▶ **Written task**
Set the data down again, exactly as it reads, but without the pictures.

▶ **Provided material**
***

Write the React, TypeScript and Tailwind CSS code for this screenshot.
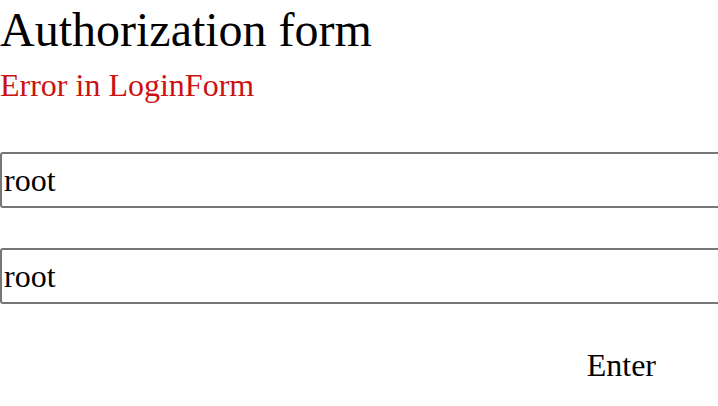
import { useState } from "react";

const App = () => {
  const [login, setLogin] = useState("root");
  const [password, setPassword] = useState("root");

  return (
    <div className="font-['Liberation_Serif',serif] text-black bg-white min-h-[406px] overflow-hidden">
      <h1 className="text-[48px] leading-[60px] m-0">Authorization form</h1>
      <p className="text-[32px] leading-[36px] mt-[7px] text-[#cc1111]">Error in LoginForm</p>

      <form className="flex flex-col mt-[49px]" onSubmit={(e) => e.preventDefault()}>
        <input
          type="text"
          value={login}
          onChange={(e) => setLogin(e.target.value)}
          className="w-[740px] h-[56px] border-2 border-[#767676] rounded-[3px] px-[2px] font-['Liberation_Serif',serif] text-[32px] outline-none"
        />
        <input
          type="text"
          value={password}
          onChange={(e) => setPassword(e.target.value)}
          className="w-[740px] h-[56px] mt-[40px] border-2 border-[#767676] rounded-[3px] px-[2px] font-['Liberation_Serif',serif] text-[32px] outline-none"
        />
        <div className="flex justify-end pr-[62px] mt-[43px]">
          <button type="submit" className="text-[32px] leading-[36px] bg-transparent">
            Enter
          </button>
        </div>
      </form>
    </div>
  );
};

export default App;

***

▶ **Full output**
Write the React, TypeScript and Tailwind CSS code for this screenshot.
import { useState } from "react";

const App = () => {
  const [login, setLogin] = useState("root");
  const [password, setPassword] = useState("root");

  return (
    <div className="font-['Liberation_Serif',serif] text-black bg-white min-h-[406px] overflow-hidden">
      <h1 className="text-[48px] leading-[60px] m-0">Authorization form</h1>
      <p className="text-[32px] leading-[36px] mt-[7px] text-[#cc1111]">Error in LoginForm</p>

      <form className="flex flex-col mt-[49px]" onSubmit={(e) => e.preventDefault()}>
        <input
          type="text"
          value={login}
          onChange={(e) => setLogin(e.target.value)}
          className="w-[740px] h-[56px] border-2 border-[#767676] rounded-[3px] px-[2px] font-['Liberation_Serif',serif] text-[32px] outline-none"
        />
        <input
          type="text"
          value={password}
          onChange={(e) => setPassword(e.target.value)}
          className="w-[740px] h-[56px] mt-[40px] border-2 border-[#767676] rounded-[3px] px-[2px] font-['Liberation_Serif',serif] text-[32px] outline-none"
        />
        <div className="flex justify-end pr-[62px] mt-[43px]">
          <button type="submit" className="text-[32px] leading-[36px] bg-transparent">
            Enter
          </button>
        </div>
      </form>
    </div>
  );
};

export default App;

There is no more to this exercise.